- YOUR TASK -
Copy whichever lines contain the string "this".

>>>

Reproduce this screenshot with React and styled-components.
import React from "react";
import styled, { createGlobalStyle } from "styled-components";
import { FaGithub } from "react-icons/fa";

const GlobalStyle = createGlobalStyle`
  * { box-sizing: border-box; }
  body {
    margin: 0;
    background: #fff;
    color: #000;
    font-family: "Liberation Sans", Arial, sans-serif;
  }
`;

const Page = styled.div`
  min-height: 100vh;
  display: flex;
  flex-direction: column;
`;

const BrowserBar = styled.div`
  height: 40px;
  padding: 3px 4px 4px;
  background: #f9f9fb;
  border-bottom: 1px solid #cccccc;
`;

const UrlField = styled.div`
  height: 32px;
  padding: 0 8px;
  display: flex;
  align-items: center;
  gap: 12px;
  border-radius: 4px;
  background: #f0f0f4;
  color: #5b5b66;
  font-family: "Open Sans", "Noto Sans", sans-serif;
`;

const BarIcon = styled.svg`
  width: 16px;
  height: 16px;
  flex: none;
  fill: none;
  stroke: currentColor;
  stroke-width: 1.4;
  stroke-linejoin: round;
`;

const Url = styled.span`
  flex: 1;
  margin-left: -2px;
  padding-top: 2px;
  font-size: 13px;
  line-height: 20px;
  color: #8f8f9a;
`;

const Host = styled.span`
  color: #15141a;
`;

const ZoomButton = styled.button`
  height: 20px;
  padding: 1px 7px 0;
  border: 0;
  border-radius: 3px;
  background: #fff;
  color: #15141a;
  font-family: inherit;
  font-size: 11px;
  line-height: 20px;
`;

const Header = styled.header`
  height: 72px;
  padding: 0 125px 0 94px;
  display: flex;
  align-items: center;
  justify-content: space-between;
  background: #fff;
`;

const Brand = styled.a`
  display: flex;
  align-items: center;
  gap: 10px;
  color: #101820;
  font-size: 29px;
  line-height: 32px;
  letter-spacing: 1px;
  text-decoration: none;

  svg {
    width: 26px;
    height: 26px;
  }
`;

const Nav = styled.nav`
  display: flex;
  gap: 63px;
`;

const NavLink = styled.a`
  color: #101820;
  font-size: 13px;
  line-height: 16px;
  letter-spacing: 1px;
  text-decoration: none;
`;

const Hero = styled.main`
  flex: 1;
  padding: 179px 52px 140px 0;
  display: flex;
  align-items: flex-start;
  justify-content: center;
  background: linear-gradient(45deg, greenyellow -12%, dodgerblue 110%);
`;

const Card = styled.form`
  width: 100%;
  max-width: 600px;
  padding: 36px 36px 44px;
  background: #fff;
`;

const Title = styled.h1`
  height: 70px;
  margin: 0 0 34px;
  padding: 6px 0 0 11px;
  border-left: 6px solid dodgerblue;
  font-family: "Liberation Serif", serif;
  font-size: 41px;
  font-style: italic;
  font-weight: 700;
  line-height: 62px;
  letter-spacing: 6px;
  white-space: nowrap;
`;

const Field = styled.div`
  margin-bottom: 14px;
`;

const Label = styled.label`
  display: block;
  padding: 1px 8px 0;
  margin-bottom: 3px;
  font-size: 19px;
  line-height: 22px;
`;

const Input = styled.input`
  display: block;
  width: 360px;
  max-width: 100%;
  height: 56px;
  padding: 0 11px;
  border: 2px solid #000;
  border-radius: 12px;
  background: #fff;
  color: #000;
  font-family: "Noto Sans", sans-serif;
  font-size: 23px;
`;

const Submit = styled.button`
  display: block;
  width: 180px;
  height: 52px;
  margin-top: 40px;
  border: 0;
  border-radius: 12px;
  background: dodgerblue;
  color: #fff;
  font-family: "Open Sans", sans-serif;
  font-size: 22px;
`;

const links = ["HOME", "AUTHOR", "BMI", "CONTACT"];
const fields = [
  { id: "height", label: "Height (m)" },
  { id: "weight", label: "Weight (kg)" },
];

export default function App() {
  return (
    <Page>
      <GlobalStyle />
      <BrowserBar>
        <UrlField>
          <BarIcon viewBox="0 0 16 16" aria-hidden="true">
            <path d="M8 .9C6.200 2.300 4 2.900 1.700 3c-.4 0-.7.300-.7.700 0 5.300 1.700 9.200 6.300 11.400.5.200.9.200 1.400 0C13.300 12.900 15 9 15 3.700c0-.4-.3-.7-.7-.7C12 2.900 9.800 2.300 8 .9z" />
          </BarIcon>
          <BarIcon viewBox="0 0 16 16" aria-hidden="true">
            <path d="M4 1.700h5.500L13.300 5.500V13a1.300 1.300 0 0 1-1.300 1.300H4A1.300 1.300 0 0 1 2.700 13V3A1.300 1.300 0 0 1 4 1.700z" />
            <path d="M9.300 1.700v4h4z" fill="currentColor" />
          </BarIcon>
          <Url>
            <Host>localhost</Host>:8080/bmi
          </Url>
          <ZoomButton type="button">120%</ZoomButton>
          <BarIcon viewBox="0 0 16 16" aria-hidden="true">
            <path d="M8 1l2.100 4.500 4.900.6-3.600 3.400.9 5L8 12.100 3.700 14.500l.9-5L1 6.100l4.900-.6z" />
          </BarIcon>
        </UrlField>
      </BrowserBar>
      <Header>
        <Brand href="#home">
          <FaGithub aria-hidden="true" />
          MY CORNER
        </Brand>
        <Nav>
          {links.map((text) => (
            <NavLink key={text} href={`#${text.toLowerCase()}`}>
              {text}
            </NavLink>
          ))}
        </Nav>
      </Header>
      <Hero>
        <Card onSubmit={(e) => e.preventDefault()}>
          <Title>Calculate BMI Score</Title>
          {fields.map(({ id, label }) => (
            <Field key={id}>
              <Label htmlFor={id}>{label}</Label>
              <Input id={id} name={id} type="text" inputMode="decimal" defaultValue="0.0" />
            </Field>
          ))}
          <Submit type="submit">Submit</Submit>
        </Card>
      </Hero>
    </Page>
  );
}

<<<
>>>

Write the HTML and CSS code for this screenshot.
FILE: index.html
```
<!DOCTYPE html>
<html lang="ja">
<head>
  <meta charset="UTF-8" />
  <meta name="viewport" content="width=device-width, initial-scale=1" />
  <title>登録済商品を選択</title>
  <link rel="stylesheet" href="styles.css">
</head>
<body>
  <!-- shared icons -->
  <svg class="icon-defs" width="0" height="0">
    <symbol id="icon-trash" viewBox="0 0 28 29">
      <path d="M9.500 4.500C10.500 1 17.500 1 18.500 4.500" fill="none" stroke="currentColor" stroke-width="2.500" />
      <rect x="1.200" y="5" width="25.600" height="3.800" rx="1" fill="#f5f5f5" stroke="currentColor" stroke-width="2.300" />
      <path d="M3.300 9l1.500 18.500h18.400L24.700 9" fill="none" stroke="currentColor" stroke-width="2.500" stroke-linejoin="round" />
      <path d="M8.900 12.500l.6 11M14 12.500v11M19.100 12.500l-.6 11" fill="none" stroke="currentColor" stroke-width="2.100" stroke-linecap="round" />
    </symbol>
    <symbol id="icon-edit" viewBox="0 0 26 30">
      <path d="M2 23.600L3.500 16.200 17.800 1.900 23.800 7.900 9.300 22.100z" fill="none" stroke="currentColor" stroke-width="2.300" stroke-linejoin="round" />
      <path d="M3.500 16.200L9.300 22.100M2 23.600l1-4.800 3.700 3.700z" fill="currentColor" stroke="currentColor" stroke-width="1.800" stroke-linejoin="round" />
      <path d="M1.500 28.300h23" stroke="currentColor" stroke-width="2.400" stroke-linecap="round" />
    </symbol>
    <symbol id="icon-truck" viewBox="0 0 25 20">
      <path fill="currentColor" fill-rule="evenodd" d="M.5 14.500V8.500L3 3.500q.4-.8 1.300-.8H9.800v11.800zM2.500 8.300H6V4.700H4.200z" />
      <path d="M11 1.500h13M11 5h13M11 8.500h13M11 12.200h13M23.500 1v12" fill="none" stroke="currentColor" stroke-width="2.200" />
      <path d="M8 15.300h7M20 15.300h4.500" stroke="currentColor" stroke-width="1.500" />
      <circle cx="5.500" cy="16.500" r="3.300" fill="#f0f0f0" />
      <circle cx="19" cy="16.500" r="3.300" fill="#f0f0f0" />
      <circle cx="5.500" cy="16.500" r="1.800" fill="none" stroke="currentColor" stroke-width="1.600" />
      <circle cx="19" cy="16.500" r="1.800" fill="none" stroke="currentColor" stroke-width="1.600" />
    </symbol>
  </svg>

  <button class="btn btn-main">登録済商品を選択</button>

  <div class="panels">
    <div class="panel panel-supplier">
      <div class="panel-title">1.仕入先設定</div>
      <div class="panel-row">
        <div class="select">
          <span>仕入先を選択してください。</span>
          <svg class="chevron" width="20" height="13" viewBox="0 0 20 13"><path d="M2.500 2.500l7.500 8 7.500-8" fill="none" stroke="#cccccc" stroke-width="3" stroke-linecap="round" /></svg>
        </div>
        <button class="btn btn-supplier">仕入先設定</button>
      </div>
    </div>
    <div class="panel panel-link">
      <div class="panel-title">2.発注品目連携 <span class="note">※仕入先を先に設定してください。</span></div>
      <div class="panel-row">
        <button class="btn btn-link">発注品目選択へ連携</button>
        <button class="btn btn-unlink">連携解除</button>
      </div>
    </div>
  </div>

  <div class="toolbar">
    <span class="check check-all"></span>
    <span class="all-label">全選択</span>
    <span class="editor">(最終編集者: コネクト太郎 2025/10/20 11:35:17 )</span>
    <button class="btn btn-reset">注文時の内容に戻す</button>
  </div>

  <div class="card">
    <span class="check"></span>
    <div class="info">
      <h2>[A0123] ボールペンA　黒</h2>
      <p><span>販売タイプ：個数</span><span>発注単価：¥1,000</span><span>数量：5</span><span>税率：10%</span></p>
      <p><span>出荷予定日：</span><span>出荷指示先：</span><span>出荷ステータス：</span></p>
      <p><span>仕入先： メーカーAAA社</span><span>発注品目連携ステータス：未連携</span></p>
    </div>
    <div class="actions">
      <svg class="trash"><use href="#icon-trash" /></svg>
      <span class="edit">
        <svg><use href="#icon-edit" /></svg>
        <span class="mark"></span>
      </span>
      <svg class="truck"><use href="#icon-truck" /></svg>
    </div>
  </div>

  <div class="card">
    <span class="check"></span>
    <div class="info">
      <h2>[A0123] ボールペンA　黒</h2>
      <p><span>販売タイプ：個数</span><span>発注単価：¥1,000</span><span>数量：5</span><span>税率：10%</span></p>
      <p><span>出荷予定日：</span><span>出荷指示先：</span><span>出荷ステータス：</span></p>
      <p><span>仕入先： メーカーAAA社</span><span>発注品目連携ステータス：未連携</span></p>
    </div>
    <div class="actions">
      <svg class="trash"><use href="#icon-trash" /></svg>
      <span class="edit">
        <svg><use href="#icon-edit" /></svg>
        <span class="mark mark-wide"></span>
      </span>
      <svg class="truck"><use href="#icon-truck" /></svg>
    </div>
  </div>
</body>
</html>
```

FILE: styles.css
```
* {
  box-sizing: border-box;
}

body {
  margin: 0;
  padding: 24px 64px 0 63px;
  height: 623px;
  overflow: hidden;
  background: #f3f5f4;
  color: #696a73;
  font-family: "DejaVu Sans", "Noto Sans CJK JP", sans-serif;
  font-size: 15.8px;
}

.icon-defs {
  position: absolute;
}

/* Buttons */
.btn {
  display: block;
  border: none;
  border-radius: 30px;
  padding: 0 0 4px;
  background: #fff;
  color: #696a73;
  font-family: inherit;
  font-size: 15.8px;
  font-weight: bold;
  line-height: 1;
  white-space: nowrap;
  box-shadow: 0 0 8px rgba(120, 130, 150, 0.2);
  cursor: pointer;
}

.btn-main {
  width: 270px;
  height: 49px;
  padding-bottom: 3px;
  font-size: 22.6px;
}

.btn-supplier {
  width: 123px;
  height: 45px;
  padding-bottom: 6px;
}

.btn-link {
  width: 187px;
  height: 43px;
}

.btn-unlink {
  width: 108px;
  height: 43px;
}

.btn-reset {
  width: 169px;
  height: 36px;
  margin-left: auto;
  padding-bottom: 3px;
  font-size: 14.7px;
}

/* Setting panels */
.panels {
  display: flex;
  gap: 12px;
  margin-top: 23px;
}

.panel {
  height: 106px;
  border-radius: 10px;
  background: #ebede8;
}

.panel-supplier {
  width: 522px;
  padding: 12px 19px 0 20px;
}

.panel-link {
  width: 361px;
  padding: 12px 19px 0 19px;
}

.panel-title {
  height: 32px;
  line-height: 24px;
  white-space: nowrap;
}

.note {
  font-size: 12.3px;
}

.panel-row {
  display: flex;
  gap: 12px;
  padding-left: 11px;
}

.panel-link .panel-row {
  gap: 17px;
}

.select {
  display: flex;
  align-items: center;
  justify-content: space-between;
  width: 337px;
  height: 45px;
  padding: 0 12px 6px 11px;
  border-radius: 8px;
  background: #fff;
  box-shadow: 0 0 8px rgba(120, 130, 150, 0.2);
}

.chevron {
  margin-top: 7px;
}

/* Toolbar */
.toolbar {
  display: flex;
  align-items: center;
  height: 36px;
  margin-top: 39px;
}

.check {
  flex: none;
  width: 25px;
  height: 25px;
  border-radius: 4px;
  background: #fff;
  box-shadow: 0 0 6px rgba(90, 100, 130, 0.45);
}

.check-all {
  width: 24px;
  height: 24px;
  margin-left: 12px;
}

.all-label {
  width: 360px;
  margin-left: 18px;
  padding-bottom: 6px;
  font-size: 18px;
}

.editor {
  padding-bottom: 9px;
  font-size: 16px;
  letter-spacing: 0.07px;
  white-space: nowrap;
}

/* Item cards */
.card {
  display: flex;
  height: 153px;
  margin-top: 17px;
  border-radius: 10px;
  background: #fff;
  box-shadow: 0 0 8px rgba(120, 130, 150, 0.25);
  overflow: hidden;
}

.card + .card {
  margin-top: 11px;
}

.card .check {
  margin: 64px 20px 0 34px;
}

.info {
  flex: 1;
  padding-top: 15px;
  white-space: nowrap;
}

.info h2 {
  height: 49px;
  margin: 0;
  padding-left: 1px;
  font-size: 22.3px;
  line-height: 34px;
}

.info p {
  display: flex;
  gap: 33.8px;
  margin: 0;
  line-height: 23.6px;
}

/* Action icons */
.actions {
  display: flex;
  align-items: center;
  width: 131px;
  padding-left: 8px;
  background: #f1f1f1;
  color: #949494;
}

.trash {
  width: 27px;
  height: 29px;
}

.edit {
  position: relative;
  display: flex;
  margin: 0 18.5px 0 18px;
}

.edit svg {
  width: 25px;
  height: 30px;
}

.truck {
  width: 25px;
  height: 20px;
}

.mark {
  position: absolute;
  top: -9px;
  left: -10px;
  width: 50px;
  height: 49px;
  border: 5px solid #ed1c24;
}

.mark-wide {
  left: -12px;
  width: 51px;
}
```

<<<

- PROBLEM SOLUTION -
Reproduce this screenshot with React and styled-components.
Write the HTML and CSS code for this screenshot.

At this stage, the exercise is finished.